5- A Ética do Amor Redentor (v.13b)
“Depois disso, entrarás a ela, e serás seu marido…” (Dt 21.13b). A consumação sexual é permitida somente após o luto e a incorporação formal no lar. A união não é pautada no desejo, mas na responsabilidade. Esse princípio ecoa o valor da aliança matrimonial, refletindo o pacto de Deus com Seu povo.
6- O Limite do domínio humano (v.14)
“Se não te agrada, deixá-la-ás ir à sua vontade…” (Dt 21.14). Caso o homem não queira mais a mulher, não pode vendê-la nem tratá-la como escrava. O uso foi vedado; a dignidade, preservada. Deus legisla a favor da vítima, antecipando a ética do Reino, onde não há espaço para exploração.
7- APLICAÇÕES PRÁTICAS.
(1) Deus se importa com os vulneráveis. Em uma cultura onde a mulher cativa era desprezada, Deus intervém a seu favor. Hoje, isso aponta para o cuidado de Cristo com os rejeitados (Jo 4.9-10).
(2) Ser justo significa seguir o traço do caráter divino: A Lei não era apenas civil, mas moral. O Senhor exige respeito, dignidade e responsabilidade, refletindo Sua santidade (Lv 19.2).
(3) A sexualidade está sob o senhorio de Deus. A união sexual deve ocorrer dentro de um contexto de compromisso, como reflexo da aliança entre Cristo e a Igreja (Ef 5.25-27).
(4) Cristo redime histórias marcadas pela dor. A mulher estrangeira é acolhida. Em Cristo, somos todos reconciliados com Deus, mesmo após dores e rejeições (Cl 1.21-22).
Conclusão
A mulher cativa representa todos os feridos pela vida, vítimas de guerras, perdas, abusos e escravidões modernas. Deus não a ignora. Ele estabelece limites ao agressor, oferece tempo de cura e resgata sua dignidade. Em Cristo, essa justiça se torna plena. Jesus não apenas nos liberta do cativeiro espiritual, mas nos redime com honra, fazendo-nos Sua noiva santa (Ap 21.2).
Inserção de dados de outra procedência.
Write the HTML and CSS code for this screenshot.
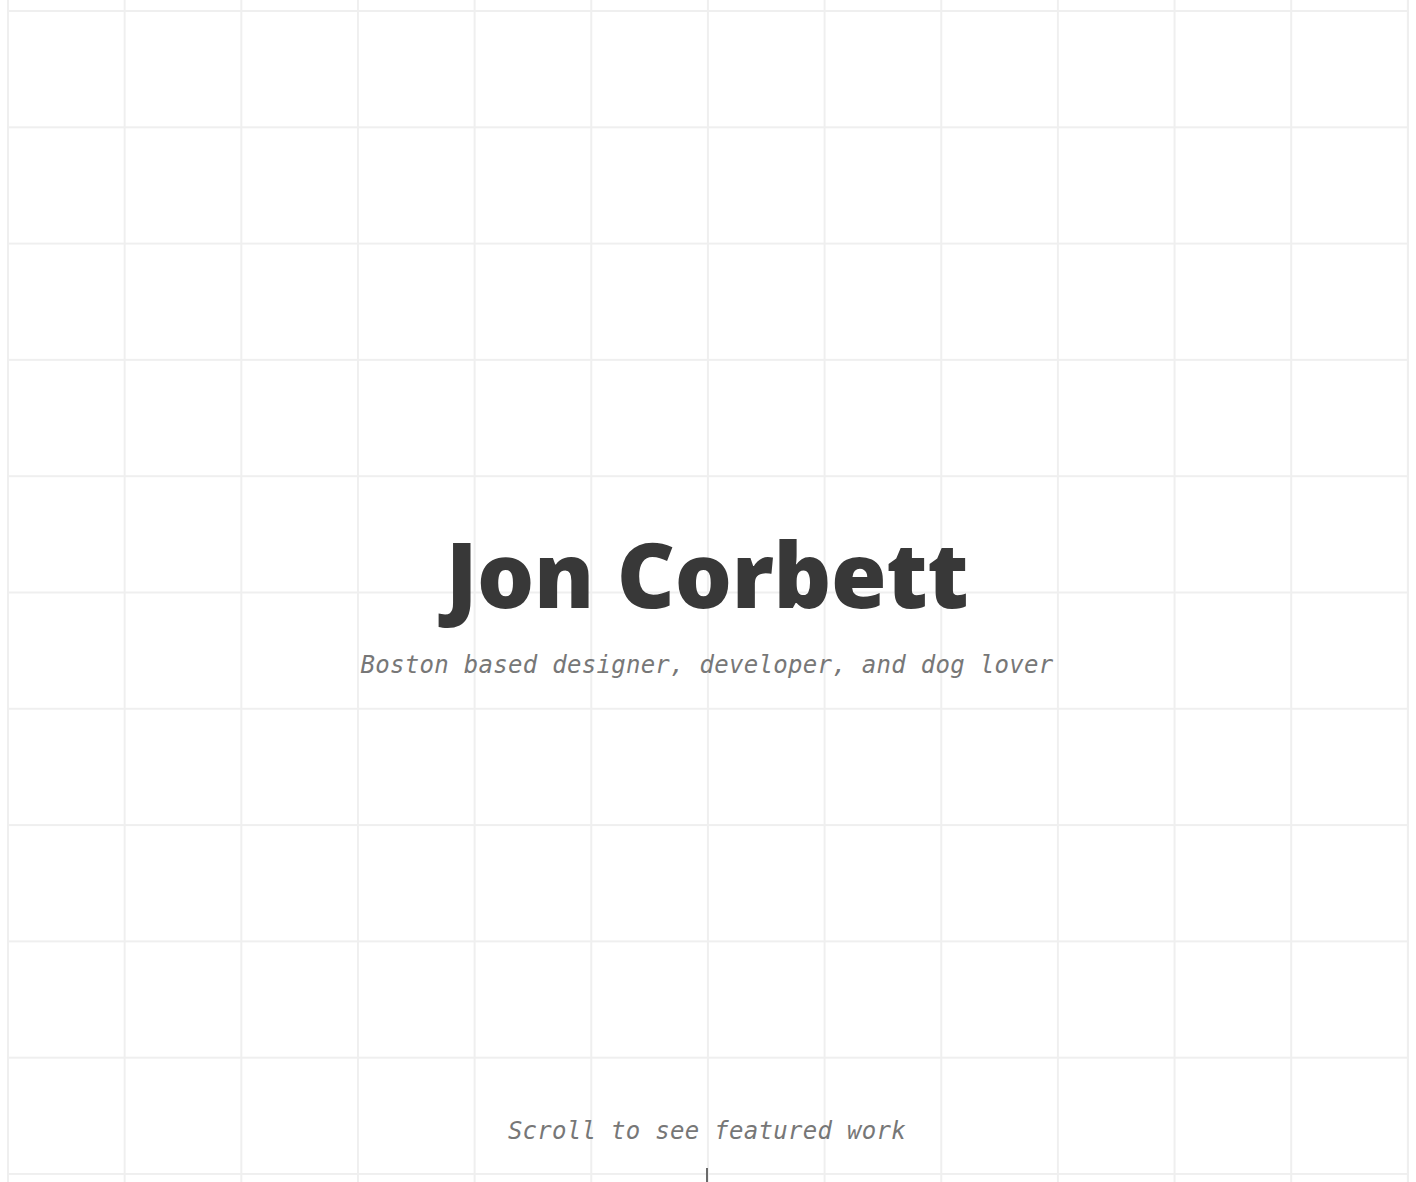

Como Igreja, somos chamados a refletir esse mesmo cuidado com os vulneráveis, especialmente com os que estão emocional e espiritualmente cativos. Que Deus nos abençoe!
REFERÊNCIAS:
CALVINO, João. As Institutas da Religião Cristã. São Paulo: Cultura Cristã, 2006.
CONFISSÃO DE FÉ DE WESTMINSTER. São Paulo: Editora Os Puritanos, 1999.
KEIL, Carl Friedrich; DELITZSCH, Franz. Commentary on the Old Testament. Peabody, MA: Hendrickson, 2001.
HENDRIKSEN, William; KISTEMAKER, Simon J. Comentário do Novo Testamento. São Paulo: Cultura Cristã, 2001.
BÍBLIA. Bíblia King James Atualizada. Tradução João Ferreira de Almeida. 1. Ed. São Paulo: Abba Press, 2011.
[1] Pastor auxiliar da Igreja Batista Missionária El-Shaday. Casado com Macrina Lima e pai de Letícia Lima. É Bacharel em Teologia pelo Seminário Teológico Batista Nacional (SETEBAN-PE). Bacharel em Administração de Empresas pelo Centro Universitário Maurício de Nassau (UniNassau). Pós-Graduado em Pregação Expositiva pelo Seminário Teológico Batista Nacional de Pernambuco (SETEBAN-PE) e atualmente é Mestrando em Estudos Históricos-Teológicos pelo Centro Presbiteriano Andrew Jumper (CPAJ).